For projects in the Boston area, the geotechnical and seismic hazard characterization portion of a base isolation design typically ranges from US$4.280 to US$8.730, depending on the number of borings, the depth of the suspension logging campaign, and the complexity of the laboratory testing program. This covers the VS30 profiling, cyclic triaxial and resonant column testing, site response analysis, and the preparation of the ground motion package for time-history analysis. The structural design of the isolators themselves is a separate scope.
Which ASCE 7 provisions govern the isolation design process?
Chapter 17 of ASCE 7-22 covers the seismic design requirements for structures with seismic isolation, including the definition of the Design Earthquake (DE) and Maximum Considered Earthquake (MCE) ground motions, the required analysis procedures (equivalent lateral force, response spectrum, and nonlinear time-history), and the peer review mandate in Section 17.3.3. For existing buildings being retrofitted with isolation, ASCE/SEI 41-17 provides the evaluation framework.
How does Boston Blue Clay affect isolator displacement demands?
Boston Blue Clay is a moderately overconsolidated marine clay with a plasticity index typically between 20 and 40%, and its shear modulus degrades significantly at moderate strain levels. When this clay layer is present within the upper 30 meters, it amplifies the spectral acceleration at periods that often coincide with the isolated structural period, which can increase the displacement demand on the bearings by 15-25% compared to a bedrock site condition.
Is peer review mandatory for base-isolated buildings?

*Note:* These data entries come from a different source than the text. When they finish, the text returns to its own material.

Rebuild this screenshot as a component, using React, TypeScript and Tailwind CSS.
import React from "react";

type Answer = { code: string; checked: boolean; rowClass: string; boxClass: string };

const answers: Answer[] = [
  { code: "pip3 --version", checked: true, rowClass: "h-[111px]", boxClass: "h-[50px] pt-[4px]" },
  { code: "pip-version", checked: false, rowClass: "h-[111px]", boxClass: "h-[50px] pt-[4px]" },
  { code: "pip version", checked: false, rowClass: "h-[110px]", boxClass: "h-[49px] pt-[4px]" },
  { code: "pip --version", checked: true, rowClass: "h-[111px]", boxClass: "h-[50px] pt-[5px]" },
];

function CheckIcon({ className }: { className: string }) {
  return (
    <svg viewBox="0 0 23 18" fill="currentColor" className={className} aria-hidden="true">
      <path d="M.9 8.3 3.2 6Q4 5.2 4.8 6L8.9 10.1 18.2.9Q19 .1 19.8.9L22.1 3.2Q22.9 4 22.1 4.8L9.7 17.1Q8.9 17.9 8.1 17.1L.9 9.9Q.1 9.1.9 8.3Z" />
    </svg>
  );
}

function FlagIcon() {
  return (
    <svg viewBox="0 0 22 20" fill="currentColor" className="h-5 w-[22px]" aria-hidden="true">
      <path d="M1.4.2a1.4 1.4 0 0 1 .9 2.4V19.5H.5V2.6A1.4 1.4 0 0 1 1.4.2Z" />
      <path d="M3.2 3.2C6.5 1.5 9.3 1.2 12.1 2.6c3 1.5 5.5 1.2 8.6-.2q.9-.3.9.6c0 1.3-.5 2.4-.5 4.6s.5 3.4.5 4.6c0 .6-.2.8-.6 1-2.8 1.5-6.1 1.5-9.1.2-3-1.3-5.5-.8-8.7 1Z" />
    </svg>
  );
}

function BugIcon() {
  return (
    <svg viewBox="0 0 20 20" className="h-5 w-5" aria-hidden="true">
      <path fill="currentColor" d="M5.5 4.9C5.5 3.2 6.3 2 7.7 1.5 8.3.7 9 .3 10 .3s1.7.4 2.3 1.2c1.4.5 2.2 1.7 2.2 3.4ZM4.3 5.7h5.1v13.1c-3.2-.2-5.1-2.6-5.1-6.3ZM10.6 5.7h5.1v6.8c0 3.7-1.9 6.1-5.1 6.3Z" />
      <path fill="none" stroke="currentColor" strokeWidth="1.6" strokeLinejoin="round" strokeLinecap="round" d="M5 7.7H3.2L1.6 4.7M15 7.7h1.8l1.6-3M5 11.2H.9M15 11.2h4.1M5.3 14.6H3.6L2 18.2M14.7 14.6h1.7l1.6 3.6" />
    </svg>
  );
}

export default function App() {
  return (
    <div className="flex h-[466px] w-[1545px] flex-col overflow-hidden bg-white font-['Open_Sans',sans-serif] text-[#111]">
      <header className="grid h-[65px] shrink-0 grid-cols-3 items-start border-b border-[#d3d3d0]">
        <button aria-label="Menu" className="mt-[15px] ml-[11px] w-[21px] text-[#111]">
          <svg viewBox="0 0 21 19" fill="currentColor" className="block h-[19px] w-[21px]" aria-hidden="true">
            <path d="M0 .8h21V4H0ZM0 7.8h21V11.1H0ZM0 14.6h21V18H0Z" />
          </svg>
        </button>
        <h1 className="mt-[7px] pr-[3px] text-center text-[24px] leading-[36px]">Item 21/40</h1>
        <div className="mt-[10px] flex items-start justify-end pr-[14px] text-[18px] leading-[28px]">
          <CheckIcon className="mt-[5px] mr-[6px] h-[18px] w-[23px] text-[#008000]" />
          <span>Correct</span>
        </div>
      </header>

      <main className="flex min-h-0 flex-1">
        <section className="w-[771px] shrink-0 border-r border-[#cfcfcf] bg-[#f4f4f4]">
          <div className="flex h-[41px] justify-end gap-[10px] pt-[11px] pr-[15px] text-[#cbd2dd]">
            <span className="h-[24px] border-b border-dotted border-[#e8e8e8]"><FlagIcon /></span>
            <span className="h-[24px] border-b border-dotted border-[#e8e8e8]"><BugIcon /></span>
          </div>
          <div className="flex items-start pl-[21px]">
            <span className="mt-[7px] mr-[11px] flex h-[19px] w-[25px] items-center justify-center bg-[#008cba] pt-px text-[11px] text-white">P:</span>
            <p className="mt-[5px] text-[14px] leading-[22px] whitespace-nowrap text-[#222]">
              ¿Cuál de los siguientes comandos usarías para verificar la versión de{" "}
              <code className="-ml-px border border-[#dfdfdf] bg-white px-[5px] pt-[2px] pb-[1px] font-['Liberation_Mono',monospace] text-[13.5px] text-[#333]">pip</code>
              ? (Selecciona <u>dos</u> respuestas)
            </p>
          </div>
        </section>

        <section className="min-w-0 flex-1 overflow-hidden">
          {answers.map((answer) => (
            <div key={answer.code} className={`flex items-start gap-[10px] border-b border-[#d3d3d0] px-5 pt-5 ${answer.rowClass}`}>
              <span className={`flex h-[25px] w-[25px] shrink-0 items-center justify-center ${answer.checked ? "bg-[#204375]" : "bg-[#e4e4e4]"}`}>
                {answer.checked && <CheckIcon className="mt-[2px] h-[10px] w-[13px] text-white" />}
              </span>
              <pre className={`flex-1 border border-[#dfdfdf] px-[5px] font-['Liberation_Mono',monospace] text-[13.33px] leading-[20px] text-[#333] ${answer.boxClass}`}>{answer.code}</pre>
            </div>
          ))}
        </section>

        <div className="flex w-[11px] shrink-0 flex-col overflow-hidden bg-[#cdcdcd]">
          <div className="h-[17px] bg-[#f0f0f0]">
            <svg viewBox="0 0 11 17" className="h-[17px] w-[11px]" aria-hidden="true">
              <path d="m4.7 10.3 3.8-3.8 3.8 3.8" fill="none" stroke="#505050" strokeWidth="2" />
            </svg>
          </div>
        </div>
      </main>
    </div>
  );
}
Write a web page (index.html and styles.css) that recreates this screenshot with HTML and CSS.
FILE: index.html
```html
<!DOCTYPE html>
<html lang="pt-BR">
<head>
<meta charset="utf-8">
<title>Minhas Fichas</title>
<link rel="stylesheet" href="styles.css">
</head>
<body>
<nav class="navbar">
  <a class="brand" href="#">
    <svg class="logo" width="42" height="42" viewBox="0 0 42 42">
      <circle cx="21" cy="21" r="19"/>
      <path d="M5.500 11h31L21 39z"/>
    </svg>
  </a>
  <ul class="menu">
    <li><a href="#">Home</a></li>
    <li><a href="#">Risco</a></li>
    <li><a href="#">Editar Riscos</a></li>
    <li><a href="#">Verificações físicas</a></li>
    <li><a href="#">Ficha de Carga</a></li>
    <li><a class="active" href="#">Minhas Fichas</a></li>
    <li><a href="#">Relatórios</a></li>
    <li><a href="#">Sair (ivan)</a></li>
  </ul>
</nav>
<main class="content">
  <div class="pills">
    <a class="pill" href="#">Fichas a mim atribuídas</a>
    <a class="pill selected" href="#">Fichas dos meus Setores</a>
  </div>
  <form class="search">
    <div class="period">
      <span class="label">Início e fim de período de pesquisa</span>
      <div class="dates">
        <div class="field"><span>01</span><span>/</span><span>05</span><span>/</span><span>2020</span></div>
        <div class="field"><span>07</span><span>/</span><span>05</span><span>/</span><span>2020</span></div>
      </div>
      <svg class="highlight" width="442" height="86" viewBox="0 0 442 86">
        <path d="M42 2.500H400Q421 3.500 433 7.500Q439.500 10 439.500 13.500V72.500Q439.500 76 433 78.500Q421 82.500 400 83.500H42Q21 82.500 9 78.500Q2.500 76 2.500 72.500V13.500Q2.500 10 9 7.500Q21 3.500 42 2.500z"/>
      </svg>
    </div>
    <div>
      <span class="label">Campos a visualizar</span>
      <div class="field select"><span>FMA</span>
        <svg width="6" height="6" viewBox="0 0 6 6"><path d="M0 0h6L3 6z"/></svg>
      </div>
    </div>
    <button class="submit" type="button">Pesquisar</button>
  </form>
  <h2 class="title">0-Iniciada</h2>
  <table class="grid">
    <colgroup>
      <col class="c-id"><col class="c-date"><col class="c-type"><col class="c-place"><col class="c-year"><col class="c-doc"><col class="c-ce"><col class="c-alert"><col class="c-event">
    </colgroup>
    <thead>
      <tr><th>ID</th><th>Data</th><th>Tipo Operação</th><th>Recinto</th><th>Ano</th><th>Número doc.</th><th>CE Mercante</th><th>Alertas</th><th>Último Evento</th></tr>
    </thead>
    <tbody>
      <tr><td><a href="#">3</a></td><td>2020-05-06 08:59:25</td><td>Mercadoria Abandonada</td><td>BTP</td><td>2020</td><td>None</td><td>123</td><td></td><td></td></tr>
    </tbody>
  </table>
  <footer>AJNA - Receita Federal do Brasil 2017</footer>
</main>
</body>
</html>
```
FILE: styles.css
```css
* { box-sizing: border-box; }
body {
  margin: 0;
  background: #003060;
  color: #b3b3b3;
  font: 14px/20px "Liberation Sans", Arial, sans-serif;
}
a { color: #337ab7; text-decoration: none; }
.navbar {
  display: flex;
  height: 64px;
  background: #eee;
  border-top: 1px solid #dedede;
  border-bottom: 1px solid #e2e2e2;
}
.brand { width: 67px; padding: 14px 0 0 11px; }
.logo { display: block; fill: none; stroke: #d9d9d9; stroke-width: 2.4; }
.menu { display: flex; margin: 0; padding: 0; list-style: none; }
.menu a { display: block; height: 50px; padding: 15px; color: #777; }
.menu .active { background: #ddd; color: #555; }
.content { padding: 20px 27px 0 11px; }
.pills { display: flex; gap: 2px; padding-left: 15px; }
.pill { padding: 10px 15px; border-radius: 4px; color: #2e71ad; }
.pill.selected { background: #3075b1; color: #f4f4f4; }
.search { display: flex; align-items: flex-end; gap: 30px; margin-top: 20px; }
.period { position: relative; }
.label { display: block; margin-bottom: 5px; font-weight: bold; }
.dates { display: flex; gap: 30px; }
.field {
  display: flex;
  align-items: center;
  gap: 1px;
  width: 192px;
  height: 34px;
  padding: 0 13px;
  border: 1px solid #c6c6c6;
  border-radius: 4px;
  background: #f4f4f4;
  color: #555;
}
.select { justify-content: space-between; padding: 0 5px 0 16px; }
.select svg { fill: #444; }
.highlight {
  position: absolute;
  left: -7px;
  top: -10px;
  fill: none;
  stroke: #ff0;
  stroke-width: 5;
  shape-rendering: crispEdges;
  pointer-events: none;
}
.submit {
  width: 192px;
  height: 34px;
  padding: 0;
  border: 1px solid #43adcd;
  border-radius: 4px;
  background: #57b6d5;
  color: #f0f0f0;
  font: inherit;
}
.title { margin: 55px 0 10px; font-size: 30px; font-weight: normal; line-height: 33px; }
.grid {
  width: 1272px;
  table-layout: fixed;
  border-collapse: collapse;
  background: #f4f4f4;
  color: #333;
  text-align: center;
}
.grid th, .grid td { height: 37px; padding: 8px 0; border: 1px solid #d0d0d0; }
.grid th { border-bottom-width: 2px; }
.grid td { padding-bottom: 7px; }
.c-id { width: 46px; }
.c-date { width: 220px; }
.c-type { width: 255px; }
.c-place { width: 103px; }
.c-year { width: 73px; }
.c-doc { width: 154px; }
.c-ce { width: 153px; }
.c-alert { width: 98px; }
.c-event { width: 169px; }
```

Yes. ASCE 7-22 Section 17.3.3 requires an independent peer review for all structures that use seismic isolation, regardless of the risk category. The review panel examines the ground motion selection, the isolator properties, the analysis methodology, and the verification of design displacements. In Boston, we have experience preparing documentation packages that meet the expectations of local peer review boards.